Segundo o autor grande parte dos indivíduos de nossas sociedades, como as classes populares que, de saída, são excluídas dos campos de poder. Revela-se fora de campo, afundados num vasto “espaço social” cujo único eixo de estruturação é o volume e a estrutura do capital possuído, o capital cultural e capital econômico.

Para Boudieu a compreensão da obra de um autor famoso levanta problemas particulares quando comparada à compreensão de uma entrevista com um “leigo”, e isso “mais particularmente em razão de seu autor pertencer a um campo”(1992, p.418) Consequentemente a teoria dos campos constitui uma maneira de responder a uma serie de problemas científicos, mas por sua vez, pode constituir um obstáculo ao conhecimento do mundo social.
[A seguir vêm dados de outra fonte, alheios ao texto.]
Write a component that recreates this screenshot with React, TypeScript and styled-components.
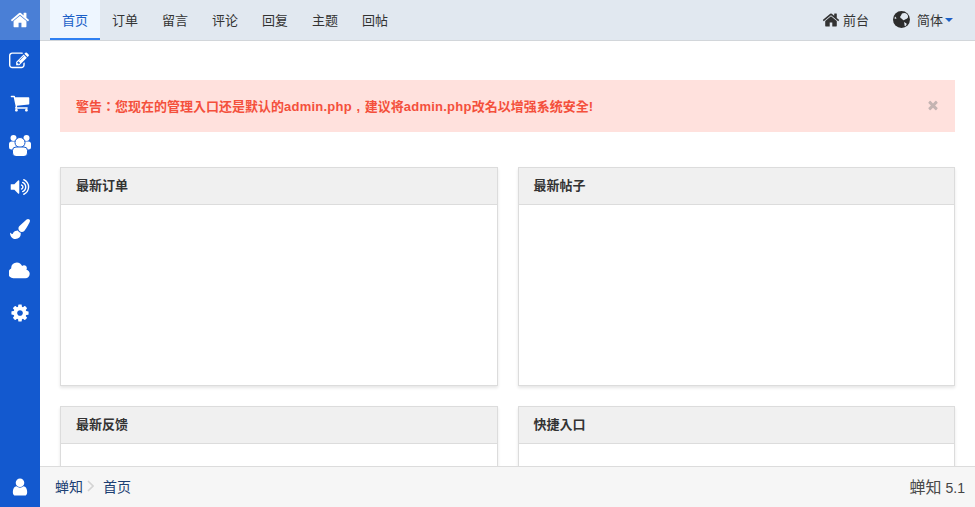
import styled, { createGlobalStyle } from 'styled-components';

const GlobalStyle = createGlobalStyle`
  html, body {
    margin: 0;
    height: 100%;
    overflow: hidden;
    background: #fff;
  }
  body {
    font-family: "Liberation Sans", "Noto Sans CJK TC", sans-serif;
    font-size: 13px;
    color: #333;
  }
`;

const Shell = styled.div`
  display: flex;
  width: 975px;
  height: 507px;
  overflow: hidden;
`;

const Sidebar = styled.aside`
  display: flex;
  flex-direction: column;
  flex: 0 0 40px;
  background: #1359cf;
`;

const SideItem = styled.a<{ $active?: boolean }>`
  display: flex;
  align-items: center;
  justify-content: center;
  height: 42px;
  color: #fff;
  background: ${(p) => (p.$active ? '#4a7fd6' : 'transparent')};

  &:first-child {
    height: 40px;
  }
`;

const SideBottom = styled.div`
  display: flex;
  align-items: center;
  justify-content: center;
  margin-top: auto;
  height: 41px;
  color: #fff;
`;

const Main = styled.div`
  display: flex;
  flex-direction: column;
  flex: 1;
  min-width: 0;
`;

const TopBar = styled.nav`
  display: flex;
  flex: 0 0 41px;
  box-sizing: border-box;
  padding-left: 10px;
  background: #e1e8f0;
  border-bottom: 1px solid #d2d6da;
`;

const Tab = styled.a<{ $active?: boolean }>`
  display: flex;
  align-items: center;
  justify-content: center;
  box-sizing: border-box;
  width: 50px;
  height: 40px;
  font-size: 13px;
  color: ${(p) => (p.$active ? '#1a5fc8' : '#333')};
  background: ${(p) => (p.$active ? '#eef6ff' : 'transparent')};
  border-bottom: 2px solid ${(p) => (p.$active ? '#2f80f2' : 'transparent')};
`;

const TopRight = styled.div`
  display: flex;
  align-items: center;
  gap: 24px;
  margin-left: auto;
  padding-right: 22px;
  height: 39px;
`;

const TopLink = styled.a<{ $gap: number }>`
  display: flex;
  align-items: center;
  gap: ${(p) => p.$gap}px;
  color: #333;
  font-size: 13px;
`;

const Caret = styled.span`
  display: inline-block;
  margin-left: -5px;
  border-top: 4px solid #1a5fc8;
  border-left: 4px solid transparent;
  border-right: 4px solid transparent;
`;

const Content = styled.main`
  flex: 1;
  min-height: 0;
  overflow: hidden;
  padding: 39px 20px 0;
`;

const Alert = styled.div`
  display: flex;
  align-items: center;
  justify-content: space-between;
  height: 52px;
  padding: 0 15px 2px 16px;
  box-sizing: border-box;
  background: #ffe1dd;
  color: #f4503c;
  font-size: 13px;
  font-weight: 700;
`;

const Latin = styled.span`
  letter-spacing: 0.23px;
`;

const WideComma = styled.span`
  display: inline-block;
  width: 13px;
  text-align: center;
`;

const CloseIcon = styled.span`
  display: flex;
  color: #c4b4b2;
`;

const PanelGrid = styled.div`
  display: grid;
  grid-template-columns: 1fr 1fr;
  column-gap: 20px;
  row-gap: 20px;
  margin-top: 35px;
`;

const Panel = styled.section`
  box-sizing: border-box;
  height: 219px;
  background: #fff;
  border: 1px solid #dcdcdc;
  box-shadow: 0 2px 3px rgba(0, 0, 0, 0.1);
`;

const PanelHead = styled.h3`
  box-sizing: border-box;
  height: 37px;
  margin: 0;
  padding: 0 15px;
  line-height: 36px;
  font-size: 13px;
  font-weight: 700;
  color: #333;
  background: #f0f0f0;
  border-bottom: 1px solid #dcdcdc;
`;

const Footer = styled.footer`
  display: flex;
  align-items: center;
  justify-content: space-between;
  flex: 0 0 41px;
  box-sizing: border-box;
  padding: 0 10px 2px 15px;
  background: #f6f6f6;
  border-top: 1px solid #dcdcdc;
  font-size: 14px;
`;

const Crumbs = styled.div`
  display: flex;
  align-items: center;
`;

const Crumb = styled.a`
  color: #1c3f73;
`;

const CrumbSep = styled.span`
  display: flex;
  justify-content: center;
  width: 20px;
  padding-right: 6px;
  box-sizing: border-box;
`;

const Brand = styled.span`
  font-size: 16px;
  color: #4a4a4a;
`;

const Version = styled.span`
  color: #444;
  margin-left: 4px;
`;

// font awesome 4 glyphs, the icon font of the original page
type GlyphProps = { d: string; size?: number; box?: number };

const Glyph = ({ d, size = 20, box = 1792 }: GlyphProps) => (
  <svg width={(size * box) / 1792} height={size} viewBox={`0 0 ${box} 1792`} fill="currentColor">
    <path d={d} />
  </svg>
);

const HOME =
  'M1472 992v480q0 26-19 45t-45 19h-384v-384h-256v384h-384q-26 0-45-19t-19-45v-480q0-1 .5-3t.5-3l575-474 575 474q1 2 1 6zm223-69l-62 74q-8 9-21 11h-3q-13 0-21-7l-692-577-692 577q-12 8-24 7-13-2-21-11l-62-74q-8-10-7-23.5t11-21.5l719-599q32-26 76-26t76 26l244 204v-195q0-14 9-23t23-9h192q14 0 23 9t9 23v408l219 182q10 8 11 21.5t-7 23.5z';
const EDIT =
  'M888 1184l116-116-152-152-116 116v56h96v96h56zm440-720q-16-16-33 1l-350 350q-17 17-1 33t33-1l350-350q17-17 1-33zm80 594v190q0 119-84.500 203.500t-203.500 84.500h-832q-119 0-203.500-84.500t-84.500-203.500v-832q0-119 84.500-203.500t203.500-84.500h832q63 0 117 25 15 7 18 23 3 17-9 29l-49 49q-14 14-32 8-23-6-45-6h-832q-66 0-113 47t-47 113v832q0 66 47 113t113 47h832q66 0 113-47t47-113v-126q0-13 9-22l64-64q15-15 35-7t20 29zm-96-738l288 288-672 672h-288v-288zm444 132l-92 92-288-288 92-92q28-28 68-28t68 28l152 152q28 28 28 68t-28 68z';
const CART =
  'M704 1536q0 52-38 90t-90 38-90-38-38-90 38-90 90-38 90 38 38 90zm896 0q0 52-38 90t-90 38-90-38-38-90 38-90 90-38 90 38 38 90zm128-1088v512q0 24-16.500 42.500t-40.500 21.500l-1044 122q13 60 13 70 0 16-24 64h920q26 0 45 19t19 45-19 45-45 19h-1024q-26 0-45-19t-19-45q0-11 8-31.500t16-36 21.500-40 15.500-29.500l-177-823h-204q-26 0-45-19t-19-45 19-45 45-19h256q16 0 28.500 6.500t19.500 15.500 13 24.500 8 26 5.500 29.500 4.500 26h1201q26 0 45 19t19 45z';
const VOLUME =
  'M832 352v1088q0 26-19 45t-45 19-45-19l-333-333h-262q-26 0-45-19t-19-45v-384q0-26 19-45t45-19h262l333-333q19-19 45-19t45 19 19 45zm384 544q0 76-42.500 141.500t-112.500 93.500q-10 5-25 5-26 0-45-18.500t-19-45.500q0-21 12-35.500t29-25 34-23 29-36 12-56.500-12-56.500-29-36-34-23-29-25-12-35.500q0-27 19-45.500t45-18.500q15 0 25 5 70 27 112.500 93t42.500 142zm256 0q0 153-85 282.500t-225 188.500q-13 5-25 5-27 0-46-19t-19-45q0-39 39-59 56-29 76-44 74-54 115.500-135.500t41.500-173.500-41.500-173.500-115.500-135.500q-20-15-76-44-39-20-39-59 0-26 19-45t45-19q13 0 26 5 140 59 225 188.500t85 282.500zm256 0q0 230-127 422.500t-338 283.500q-13 5-26 5-26 0-45-19t-19-45q0-36 39-59 7-4 22.500-10.500t22.500-10.500q46-25 82-51 123-91 192-227t69-289-69-289-192-227q-36-26-82-51-7-4-22.500-10.500t-22.500-10.500q-39-23-39-59 0-26 19-45t45-19q13 0 26 5 211 91 338 283.500t127 422.500z';
const BRUSH =
  'M1615 0q70 0 122.500 46.500t52.500 116.500q0 63-45 151-332 629-465 752-97 91-218 91-126 0-216.500-92.500t-90.500-219.500q0-128 92-212l638-579q59-54 130-54zm-909 1034q39 76 106.500 130t150.500 76l1 71q4 213-129.500 347t-348.500 134q-123 0-218-46.500t-152.500-127.500-86.500-183-29-220q7 5 41 30t62 44.500 59 36.500 46 17q41 0 55-37 25-66 57.500-112.500t69.500-76 88-47.500 103-25.500 125-10.500z';
const CLOUD =
  'M1856 1152q0 159-112.500 271.500t-271.500 112.500h-1088q-185 0-316.500-131.500t-131.500-316.500q0-132 71-241.500t187-163.500q-2-28-2-43 0-212 150-362t362-150q158 0 286.500 88t187.500 230q70-62 166-62 106 0 181 75t75 181q0 75-41 138 129 30 213 134.500t84 239.500z';
const COG =
  'M1152 896q0-106-75-181t-181-75-181 75-75 181 75 181 181 75 181-75 75-181zm512-109v222q0 12-8 23t-20 13l-185 28q-19 54-39 91 35 50 107 138 10 12 10 25t-9 23q-27 37-99 108t-94 71q-12 0-26-9l-138-108q-44 23-91 38-16 136-29 186-7 28-36 28h-222q-14 0-24.500-8.500t-11.500-21.500l-28-184q-49-16-90-37l-141 107q-10 9-25 9-14 0-25-11-126-114-165-168-7-10-7-23 0-12 8-23 15-21 51-66.500t54-70.500q-27-50-41-99l-183-27q-13-2-21-12.500t-8-23.500v-222q0-12 8-23t19-13l186-28q14-46 39-92-40-57-107-138-10-12-10-24 0-10 9-23 26-36 98.500-107.500t94.500-71.500q13 0 26 10l138 107q44-23 91-38 16-136 29-186 7-28 36-28h222q14 0 24.500 8.500t11.500 21.500l28 184q49 16 90 37l142-107q9-9 24-9 13 0 25 10 129 119 165 170 7 8 7 22 0 12-8 23-15 21-51 66.500t-54 70.500q26 50 41 98l183 28q13 2 21 12.500t8 23.500z';
const USER =
  'M1536 1399q0 109-62.500 187t-150.500 78h-854q-88 0-150.500-78t-62.500-187q0-85 8.500-160.500t31.500-152 58.500-131 94-89 134.500-34.500q131 128 313 128t313-128q76 0 134.500 34.500t94 89 58.500 131 31.500 152 8.500 160.500zm-256-887q0 159-112.500 271.500t-271.500 112.500-271.500-112.500-112.500-271.500 112.500-271.500 271.500-112.500 271.500 112.500 112.500 271.500z';
const TIMES =
  'M1490 1322q0 40-28 68l-136 136q-28 28-68 28t-68-28l-294-294-294 294q-28 28-68 28t-68-28l-136-136q-28-28-28-68t28-68l294-294-294-294q-28-28-28-68t28-68l136-136q28-28 68-28t68 28l294 294 294-294q28-28 68-28t68 28l136 136q28 28 28 68t-28 68l-294 294 294 294q28 28 28 68z';

const GroupIcon = () => (
  <svg width="22" height="21" viewBox="0 0 22 21" fill="currentColor">
    <circle cx="4.500" cy="3" r="3" />
    <circle cx="17.500" cy="3" r="3" />
    <rect x="0" y="6.500" width="8" height="8" rx="2.500" />
    <rect x="14" y="6.500" width="8" height="8" rx="2.500" />
    <circle cx="11" cy="7.500" r="5" stroke="#1359cf" strokeWidth="1" />
    <rect x="3.500" y="12" width="15" height="9.500" rx="3.500" stroke="#1359cf" strokeWidth="1" />
  </svg>
);

const GlobeIcon = () => (
  <svg width="17" height="17" viewBox="0 0 17 17">
    <circle cx="8.500" cy="8.500" r="8.500" fill="#2c2c2c" />
    <path d="M9 2.500q3-1 5 .5 1.500 1.500 1 3.500-1 1.500-3 2-1 1-2 .5-1-1.500-2.500-2-1-1.500.5-2.500 .5-1 1-2z" fill="#e1e8f0" />
    <path d="M11 11l2.500 1.500q.5 1-1 2.500-1.500 0-1-1.500z" fill="#e1e8f0" />
    <path d="M2 5.500q1 .5 1.500 2-1 .5-2 0z" fill="#e1e8f0" />
  </svg>
);

const ChevronIcon = () => (
  <svg width="7" height="12" viewBox="0 0 7 12" fill="none" stroke="#d4d4d4" strokeWidth="1.600">
    <path d="M1 1l5 5-5 5" />
  </svg>
);

const sideItems = [
  <Glyph d={HOME} />,
  <Glyph d={EDIT} box={1920} />,
  <Glyph d={CART} />,
  <GroupIcon />,
  <Glyph d={VOLUME} />,
  <Glyph d={BRUSH} />,
  <Glyph d={CLOUD} box={1920} />,
  <Glyph d={COG} />,
];
const tabs = ['首页', '订单', '留言', '评论', '回复', '主题', '回帖'];
const panels = ['最新订单', '最新帖子', '最新反馈', '快捷入口'];

export default function App() {
  return (
    <Shell>
      <GlobalStyle />
      <Sidebar>
        {sideItems.map((icon, i) => (
          <SideItem key={i} $active={i === 0}>
            {icon}
          </SideItem>
        ))}
        <SideBottom>
          <Glyph d={USER} />
        </SideBottom>
      </Sidebar>
      <Main>
        <TopBar>
          {tabs.map((t, i) => (
            <Tab key={t} $active={i === 0}>{t}</Tab>
          ))}
          <TopRight>
            <TopLink $gap={3}>
              <Glyph d={HOME} size={18} />
              前台
            </TopLink>
            <TopLink $gap={7}>
              <GlobeIcon />
              简体
              <Caret />
            </TopLink>
          </TopRight>
        </TopBar>
        <Content>
          <Alert>
            <span>
              警告：您现在的管理入口还是默认的<Latin>admin.php</Latin><WideComma>,</WideComma>建议将<Latin>admin.php</Latin>改名以增强系统安全!
            </span>
            <CloseIcon><Glyph d={TIMES} size={14} /></CloseIcon>
          </Alert>
          <PanelGrid>
            {panels.map((p) => (
              <Panel key={p}>
                <PanelHead>{p}</PanelHead>
              </Panel>
            ))}
          </PanelGrid>
        </Content>
        <Footer>
          <Crumbs>
            <Crumb>蝉知</Crumb>
            <CrumbSep><ChevronIcon /></CrumbSep>
            <Crumb>首页</Crumb>
          </Crumbs>
          <span>
            <Brand>蝉知</Brand>
            <Version>5.1</Version>
          </span>
        </Footer>
      </Main>
    </Shell>
  );
}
O autor conclui que o verdadeiro respeito cientifico para com uma obra e seu autor consiste na discussão e na avaliação rigorosas e não na repetição sem fim dos conceitos, tiques de linguagem, estilo de escrita, raciocínios preestabelecidos etc. É preciso saber acordar alguns usos adormecidos desses conceitos, é preciso ousar levantar certas questões, autorizar-se a contradizer, refutar, complementar, matizar o pensamento de um autor. Nem rejeição brutal nem repetição de epígono, mas dívidas e críticas.. 

Em suma, para o nosso processo de ensino-aprendizado, compreende-se que, precisamos ter uma consciência crítica dentro do campo, ter atitude para buscar novos conhecimentos, pensar, amadurecer na construção crítica e não devemos parar no tempo e sim construir novos “Habitus”.




[1] Anotações do 3o encontro de 2011, do grupo de estudo Epistemologia e Educação. Conteúdo baseado em LAHIRE, B. Reprodução ou prolongamentos críticos? Educacaçao e Sociedade, v. 23, n. 78, p. 37-55. Campinas, abr. 2002.